I've made no secret that I'd like to bring original content to SoylentNews, and recently polled the community on their feelings for crowdfunding articles. The overall response was somewhat lukewarm mostly on dividing where money and paying authors. As such, taking that into account, I decided to write a series of articles for SN in an attempt to drive more subscriptions and readers to the site, and to scratch a personal itch on doing a retro-computing project. The question then became: What to write?

As part of a conversation on IRC, part of me wondered what a modern day keylogger would have looked running on DOS. In the world of 2016, its no secret that various three letter agencies engage in mass surveillance and cyberwarfare. A keylogger would be part of any basic set of attack tools. The question is what would a potential attack tool have looked like if it was written during the 1980s. Back in 1980, the world was a very different place both from a networking and programming perspective.

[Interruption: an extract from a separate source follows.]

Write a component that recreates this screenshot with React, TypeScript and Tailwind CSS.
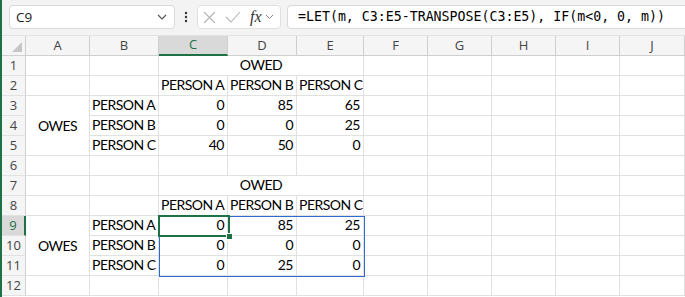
import React from "react";

const cols = ["A", "B", "C", "D", "E", "F", "G", "H", "I", "J"];

type Cell = { text?: string; align?: "l" | "r" | "c"; span?: number; rows?: number; vcenter?: boolean };

const empty = (n: number): Cell[] => Array.from({ length: n }, () => ({}));

const rowsData: Cell[][] = [
  [{}, {}, { text: "OWED", align: "c", span: 3 }, ...empty(5)],
  [{}, {}, { text: "PERSON A" }, { text: "PERSON B" }, { text: "PERSON C" }, ...empty(5)],
  [{ text: "OWES", align: "c", rows: 3, vcenter: true }, { text: "PERSON A" }, { text: "0", align: "r" }, { text: "85", align: "r" }, { text: "65", align: "r" }, ...empty(5)],
  [{ text: "PERSON B" }, { text: "0", align: "r" }, { text: "0", align: "r" }, { text: "25", align: "r" }, ...empty(5)],
  [{ text: "PERSON C" }, { text: "40", align: "r" }, { text: "50", align: "r" }, { text: "0", align: "r" }, ...empty(5)],
  empty(10),
  [{}, {}, { text: "OWED", align: "c", span: 3 }, ...empty(5)],
  [{}, {}, { text: "PERSON A" }, { text: "PERSON B" }, { text: "PERSON C" }, ...empty(5)],
  [{ text: "OWES", align: "c", rows: 3, vcenter: true }, { text: "PERSON A" }, { text: "0", align: "r" }, { text: "85", align: "r" }, { text: "25", align: "r" }, ...empty(5)],
  [{ text: "PERSON B" }, { text: "0", align: "r" }, { text: "0", align: "r" }, { text: "0", align: "r" }, ...empty(5)],
  [{ text: "PERSON C" }, { text: "0", align: "r" }, { text: "25", align: "r" }, { text: "0", align: "r" }, ...empty(5)],
  empty(10),
];

function CellEl({ c }: { c: Cell }) {
  const span = c.span === 3 ? "col-span-3" : "";
  const rspan = c.rows === 3 ? "row-span-3" : "";
  const justify = c.align === "r" ? "justify-end pr-[3px]" : c.align === "c" ? "justify-center" : "justify-start pl-[2px]";
  const v = c.vcenter ? "items-center" : "items-end pb-[1px]";
  return (
    <div
      className={`${span} ${rspan} flex ${justify} ${v} border-r border-b border-[#e1e1e1] bg-white text-[14px] leading-[18px] tracking-[-0.5px] text-black font-['Lato',sans-serif] whitespace-nowrap overflow-hidden`}
    >
      {c.text}
    </div>
  );
}

export default function App() {
  return (
    <div className="w-[685px] h-[297px] overflow-hidden bg-white border-l-2 border-[#1e7145] relative">
      {/* Toolbar */}
      <div className="h-[35px] bg-[#f3f3f3] flex items-start pt-[5px] pl-[7px] overflow-hidden">
        <div className="w-[166px] h-[24px] shrink-0 rounded-[4px] border border-[#d9d9d9] bg-white flex items-center justify-between pl-[6px] pr-[6px]">
          <span className="text-[13.5px] text-[#1a1a1a] font-['Open_Sans',sans-serif]">C9</span>
          <svg width="10" height="6" viewBox="0 0 10 6" className="mr-[1px]">
            <path d="M1 1 L5 5 L9 1" fill="none" stroke="#555" strokeWidth="1.2" />
          </svg>
        </div>
        <div className="w-[22px] h-[24px] shrink-0 flex items-center justify-center">
          <svg width="4" height="12" viewBox="0 0 4 12">
            <circle cx="2" cy="2" r="1.2" fill="#333" />
            <circle cx="2" cy="6" r="1.2" fill="#333" />
            <circle cx="2" cy="10" r="1.2" fill="#333" />
          </svg>
        </div>
        <div className="w-[84px] h-[24px] shrink-0 rounded-[4px] border border-[#e0e0e0] bg-white flex items-center pl-[5px]">
          <svg width="13" height="13" viewBox="0 0 13 13">
            <path d="M1 1 L12 12 M12 1 L1 12" stroke="#b5b5b5" strokeWidth="1.1" fill="none" />
          </svg>
          <svg width="16" height="12" viewBox="0 0 16 12" className="ml-[9px]">
            <path d="M1 6 L6 11 L15 1" stroke="#b5b5b5" strokeWidth="1.1" fill="none" />
          </svg>
          <span className="ml-[9px] text-[16px] italic text-[#333] font-['Liberation_Serif',serif] leading-none">fx</span>
          <svg width="9" height="6" viewBox="0 0 9 6" className="ml-[3px]">
            <path d="M1 1 L4.5 4.5 L8 1" fill="none" stroke="#888" strokeWidth="1" />
          </svg>
        </div>
        <div className="ml-[6px] w-[420px] h-[24px] shrink-0 rounded-[4px] border border-[#d9d9d9] bg-white flex items-center pl-[10px]">
          <span className="text-[13.25px] text-black font-['DejaVu_Sans_Mono',monospace] whitespace-pre">
            =LET(m, C3:E5-TRANSPOSE(C3:E5), IF(m&lt;0, 0, m))
          </span>
        </div>
      </div>

      {/* Grid */}
      <div className="relative grid grid-cols-[24px_64px_69px_69px_69px_67px_64px_64px_64px_64px_1fr] auto-rows-[20px] border-t border-[#e3e3e3]">
        {/* header row */}
        <div className="relative bg-[#f5f5f5] border-r border-b border-[#cfcfcf]">
          <div className="absolute right-[3px] bottom-[3px] w-0 h-0 border-l-[10px] border-l-transparent border-b-[10px] border-b-[#c6c6c6]" />
        </div>
        {cols.map((c) => (
          <div
            key={c}
            className={`flex items-center justify-center text-[13px] font-['Open_Sans',sans-serif] border-r ${
              c === "C"
                ? "bg-[#d9d9d9] text-[#1e6e42] border-b-[2px] border-b-[#1e7145] border-r-[#cfcfcf]"
                : "bg-[#f5f5f5] text-[#444] border-b border-[#cfcfcf]"
            }`}
          >
            {c}
          </div>
        ))}

        {rowsData.map((row, i) => (
          <React.Fragment key={i}>
            <div
              className={`flex items-center justify-center text-[13px] font-['Open_Sans',sans-serif] border-b border-[#e1e1e1] ${
                i === 8
                  ? "bg-[#d9d9d9] text-[#1e6e42] border-r-[2px] border-r-[#1e7145]"
                  : "bg-[#f5f5f5] text-[#444] border-r border-r-[#cfcfcf]"
              }`}
            >
              {i + 1}
            </div>
            {row.map((c, j) => (
              <CellEl key={j} c={c} />
            ))}
          </React.Fragment>
        ))}

        {/* Spill range border C9:E11 */}
        <div className="absolute left-[157px] top-[180px] w-[206px] h-[61px] border border-[#2e6bd0] pointer-events-none" />
        {/* Active cell C9 */}
        <div className="absolute left-[156px] top-[179px] w-[72px] h-[22px] border-2 border-[#1e7145] pointer-events-none" />
        <div className="absolute left-[224px] top-[197px] w-[7px] h-[7px] bg-[#1e7145] border border-white pointer-events-none" />
      </div>
    </div>
  );
}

For example, in 1988 (the year I was born), the IBM PC/XT and AT would have been a relatively common fixture, and the PS/2 only recently released. Most of the personal computing market ran some version of DOS, networking (which was rare) frequently took the form of Token Ring or ARCNet equipment. Further up the stack, TCP/IP competed with IPX, NetBIOS, and several other protocols for dominance. From the programming side, coding for DOS is very different that any modern platform as you had to deal with Intel's segmented architecture, and interacting directly with both the BIOS, and hardware. As such its an interesting look at how technology has evolved since.

Now obviously, I don't want to release a ready-made attack tool to be abused for the masses especially since DOS is still frequently used in embedded and industry roles. As such, I'm going to target a non-IP based protocol for logging both to explore these technologies, while simultaneously making it as useless as possible. To the extent possible, I will try and keep everything accessible to non-programmers, but this isn't intended as a tutorial for real mode programming. As such I'm not going to go super in-depth in places, but will try to link relevant information. If anyone is confused, post a comment, and I'll answer questions or edit these articles as they go live.

More past the break ...

Looking At Our Target

Back in 1984, IBM released the Personal Computer/AT which can be seen as the common ancestor of all modern PCs. Clone manufacturers copied the basic hardware and software interfaces which made the AT, and created the concept of PC-compatible software. Due to the sheer proliferation of both the AT and its clones, these interfaces became a de-facto standard which continues to this very day. As such, well-written software for the AT can generally be run on modern PCs with a minimum of hassle, and it is completely possible to run ancient versions of DOS and OS/2 on modern hardware due to backwards compatibility.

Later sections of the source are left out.